I'm wary of movies described as "raunchy," because in American movies the word "raunchy" usually means making fun of the fact that grown- ups have sex in the first place. But WW won me over quickly with its cheerful mature embrace of phone sex, masturbation and the pleasures of dirty talk in general.

The likable leads have a ton of chemistry. Actor Ji Sung deserves particular credit for making his character endearing and attractive, while also a kind of every-man, a quintessential guy with a broken heart who occasionally puts his foot in his mouth. Though I've seen Ji Sung play several larger-than-life characters in K-dramas, here he shows he's equally talented in a more naturalistic role.

The heroine of "Whatcha Wearin?" complains at one point that "love songs are so obvious." The hero replies that "love is obvious." That lack of cynicism anchors the dirty talk and makes for a delightful comedy.

Update: On re-watching this movie a couple times, I have to comment on its elegant structure. It's a textbook example of how to keep a film moving forward, without losing a relaxed, comic style. Too often rom-coms wander off course in the second act, but this movie knows where it's going even when it takes necessary detours.

My inner snob likes to reserve 10 stars for Serious Movies about Serious Subjects. Like, say, the Holocaust. But another part of me believes that comic films are as important as dramas. In fact, a romantic comedy is potentially more controversial than a Holocaust movie. No one's going to defend the Holocaust, but everyone has an opinion about dating, right?

In my original rating of this film, I penalized it a couple stars for being a comedy instead of a Serious Movie about Serious Subjects. But I've decided that was dumb. Within the genre of romantic comedy, this one hits all the right notes, so I'm upping it. If a rom-com can deserve ten stars, it's this one. I would agitate for an American remake, except we wouldn't be able to do it nearly as well.

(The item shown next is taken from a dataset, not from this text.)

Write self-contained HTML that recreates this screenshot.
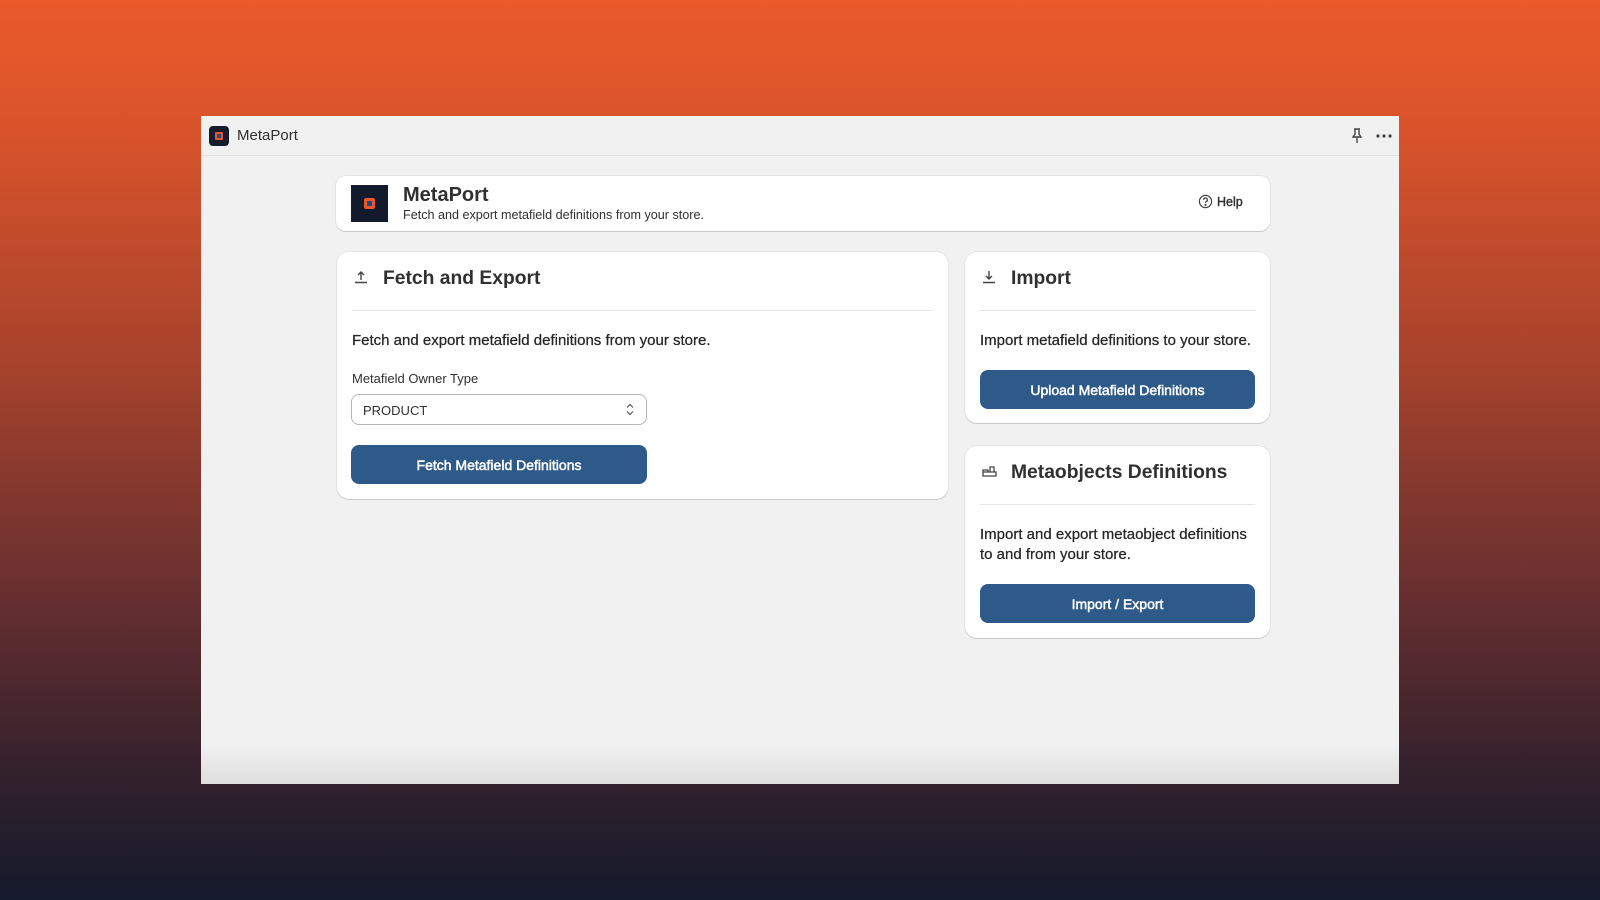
<!DOCTYPE html>
<html><head><meta charset="utf-8"><style>
*{box-sizing:border-box;margin:0;padding:0}
body{width:1600px;height:900px;overflow:hidden;font-family:"Liberation Sans",sans-serif;color:#303030;
background:linear-gradient(180deg,#ea5a2b 0%,#d8532b 15%,#a8432c 40%,#6a3030 65%,#30202c 87%,#141a2c 100%);position:relative}
.win{position:absolute;left:201px;top:116px;width:1198px;height:668px;background:#f1f1f1;overflow:hidden}
.win:after{content:"";position:absolute;left:0;right:0;bottom:0;height:40px;background:linear-gradient(180deg,rgba(0,0,0,0),rgba(0,0,0,.08))}
.tb{height:40px;border-bottom:1px solid #e3e3e3;display:flex;align-items:center;padding-left:8px;font-size:15px;color:#303030;position:relative}
.tb .ic{width:20px;height:20px;background:#161c2c;border-radius:4px;margin-right:8px;position:relative}
.tb .ic:after{content:"";position:absolute;left:6px;top:6px;width:8px;height:8px;background:#e8572a;border-radius:1px;box-shadow:inset 0 0 0 2px #e8572a,inset 0 0 0 4px #1e4b8c}
.card{position:absolute;background:#fff;border-radius:12px;box-shadow:0 1px 0 rgba(0,0,0,.12),0 0 0 1px rgba(0,0,0,.05)}
.h2{font-size:19.3px;font-weight:bold;color:#303030;position:absolute;left:46px;top:16px}
.hi{position:absolute;left:17px;top:18px}
.div{position:absolute;left:15px;right:15px;top:58px;border-top:1px solid #e6e6e6}
.desc{position:absolute;left:15px;font-size:15px;color:#262626;line-height:20px;-webkit-text-stroke:.25px #262626}
.btn{position:absolute;left:15px;right:15px;height:39px;background:#2e5a8a;border-radius:8px;color:#fff;font-size:14px;-webkit-text-stroke:.5px #fff;display:flex;align-items:center;justify-content:center}
</style></head><body>
<div class="win">
 <div class="tb"><div class="ic"></div>MetaPort
  <svg style="position:absolute;left:1148px;top:11px" width="16" height="18" viewBox="0 0 16 18" fill="none" stroke="#444" stroke-width="1.4"><path d="M5 2h6M6 2v5l-2 3h8l-2-3V2M8 10v6"/></svg>
  <svg style="position:absolute;left:1175px;top:18px" width="16" height="4"><circle cx="2" cy="2" r="1.6" fill="#444"/><circle cx="8" cy="2" r="1.6" fill="#444"/><circle cx="14" cy="2" r="1.6" fill="#444"/></svg>
 </div>
</div>
<div class="card" style="left:336px;top:176px;width:934px;height:55px;border-radius:10px">
 <div style="position:absolute;left:15px;top:9px;width:37px;height:37px;background:#121a2c"><div style="position:absolute;left:13px;top:13px;width:11px;height:11px;background:#e8572a;border-radius:2px"><div style="position:absolute;left:3px;top:3px;width:5px;height:5px;background:#1e4b8c"></div></div></div>
 <div style="position:absolute;left:67px;top:8px;font-size:20px;font-weight:bold">MetaPort</div>
 <div style="position:absolute;left:67px;top:32px;font-size:12.6px;color:#303030">Fetch and export metafield definitions from your store.</div>
 <div style="position:absolute;left:862px;top:18px;font-size:12.5px;color:#303030;-webkit-text-stroke:.4px #303030;display:flex;align-items:center"><svg width="15" height="15" viewBox="0 0 16 16" fill="none" stroke="#444" stroke-width="1.3" style="margin-right:4px"><circle cx="8" cy="8" r="6.5"/><path d="M6 6.3a2 2 0 1 1 2.6 1.9c-.5.2-.6.6-.6 1.2"/><circle cx="8" cy="11.6" r=".5" fill="#444"/></svg>Help</div>
</div>
<div class="card" style="left:337px;top:252px;width:611px;height:247px">
 <svg class="hi" width="14" height="14" viewBox="0 0 14 14" fill="none" stroke="#444" stroke-width="1.4"><path d="M7 10V2M4 5l3-3 3 3M1 12.5h12"/></svg>
 <div class="h2">Fetch and Export</div><div class="div"></div>
 <div class="desc" style="top:79px">Fetch and export metafield definitions from your store.</div>
 <div style="position:absolute;left:15px;top:119px;font-size:13px">Metafield Owner Type</div>
 <div style="position:absolute;left:14px;top:142px;width:296px;height:31px;border:1px solid #b5b5b5;border-radius:8px;font-size:13px;padding:8px 11px">PRODUCT
  <svg style="position:absolute;right:12px;top:8px" width="8" height="13" viewBox="0 0 8 13" fill="none" stroke="#555" stroke-width="1.2"><path d="M1 4.5l3-3 3 3M1 8.5l3 3 3-3"/></svg></div>
 <div class="btn" style="top:193px;width:296px;left:14px">Fetch Metafield Definitions</div>
</div>
<div class="card" style="left:965px;top:252px;width:305px;height:171px">
 <svg class="hi" width="14" height="14" viewBox="0 0 14 14" fill="none" stroke="#444" stroke-width="1.4"><path d="M7 1v8M4 6l3 3 3-3M1 12.5h12"/></svg>
 <div class="h2">Import</div><div class="div"></div>
 <div class="desc" style="top:79px">Import metafield definitions to your store.</div>
 <div class="btn" style="top:118px">Upload Metafield Definitions</div>
</div>
<div class="card" style="left:965px;top:446px;width:305px;height:192px">
 <svg class="hi" width="15" height="14" viewBox="0 0 15 14" fill="none" stroke="#444" stroke-width="1.3"><path d="M1 8h13v4H1zM1 8V6h5v2M8 8V3h4v5"/></svg>
 <div class="h2">Metaobjects Definitions</div><div class="div"></div>
 <div class="desc" style="top:79px;width:276px">Import and export metaobject definitions to and from your store.</div>
 <div class="btn" style="top:138px">Import / Export</div>
</div>
</body></html>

Reviewed by moviexclusive 7 / 10

A winning mix of raunch, romance and comedy, this refreshingly adult take on the traditional rom-com is funny, touching and heartwarming

Raunch meets rom-com in the Korean crowdpleaser "My Phone Sex Partner", which in other territories has been given a perhaps sexier English title "Whatcha Wearin". Like its Hollywood brethren (that includes the many Judd Apatow produced and/or directed movies), it doesn't so much as tinker with the boy-meets-girl formula as add a layer of naughty – but like the best of its genre, there is something winning about the actors, the characters and the situations the characters find themselves in that ultimately makes the entire package delightfully entertaining.

The couple at the heart of this romance is the recently dumped Hyun- seung (Ji Sung) and the attached-but-disenchanted Yun-jung (Kim Ah Joong). Their meet-cute happens over the telephone one evening, when Yun-jung misdials her boyfriend's number and unwittingly gets into an accidental phone sex session with Hyun-seung. Though, as convention dictates, Hyun-sueng and Yun-jung will start off antagonistic – especially after the latter is left red-faced when she finds out her mistake – it isn't long before they find themselves bonding through sharing in each other's romantic quandaries.

Is it any wonder where they will end up? Well not really, but what matters is the journey to that inevitable destination of happily-ever- after, one which director Byun Seung-hoo (who also co-wrote the script with Kim Min-soo) makes both funny and touching. Between Hyun-seung and Yun-jung, there is definitely something in their respective circumstances you will identify with – whether the heartbroken Hyun- seung thinking back at how he could have treasured his ex-girlfriend more or the disillusioned Yun-jung who has been stuck in the same relationship for too long with a boyfriend that has grown too complacent.

And in the midst of their emotional doldrums, it is the sincerity and spark between the pair that is unmistakable, a union of kindred souls that proves disarmingly endearing. Most significantly, Seung-hoo isn't afraid to address the obvious physical attraction between his couple, manifested both in the way they openly share intimate information about each other over the phone at the start as well as their subsequent meet- ups. Rather than shy away from the topic of sex, he tackles it head-on, which gives a refreshing and realistic modern-day spin on urban relationships today.

But rom-coms are often only as good as the chemistry between the actors, and it is in this respect that the movie truly shines. Both are appealing in their own right – Ji being a surprising combination of emotional and independent; while Kim exuding both sass and femininity in equal measure – and the scenes with them together simply sparkle with verve. There is never a doubt that the two are great for each other, and that assurance not only makes you root for them more but also keeps you waiting with bated breath throughout an extended finale specifically designed to tease.

Yet to be fair, Seung-hoo's dexterity in applying a generic rom-com formula in a less than typical fashion extends beyond the finale. Particularly impressive is how he stitches together one of the first conversations between the pair that evolves seamlessly from an argument they have while Hyun-seung is drunk and despondent along a dark alley to a gentle and intimate exchange with both lying in their respective beds – in particular, the cinematography in this sequence deserves special mention, brilliantly conveying the connection that develops between them. Whereas many rom-coms are good only in parts, this one has great parts that make a satisfyingly engaging whole.

And indeed, its achievement is perhaps even more significant as one of the first rom-coms of the Korean film industry to add raunch into the mix. Yet the naughty talk and bare flesh isn't simply a cheap titillating tactic, but a invigorating spin on a genre that could certainly do with more such breaths of fresh air. It's no wonder then that the movie has come out of nowhere to emerge one of the biggest box- office hits of Korea last year - now let's just hope the inevitable copycats don't ruin the raunch-com too soon.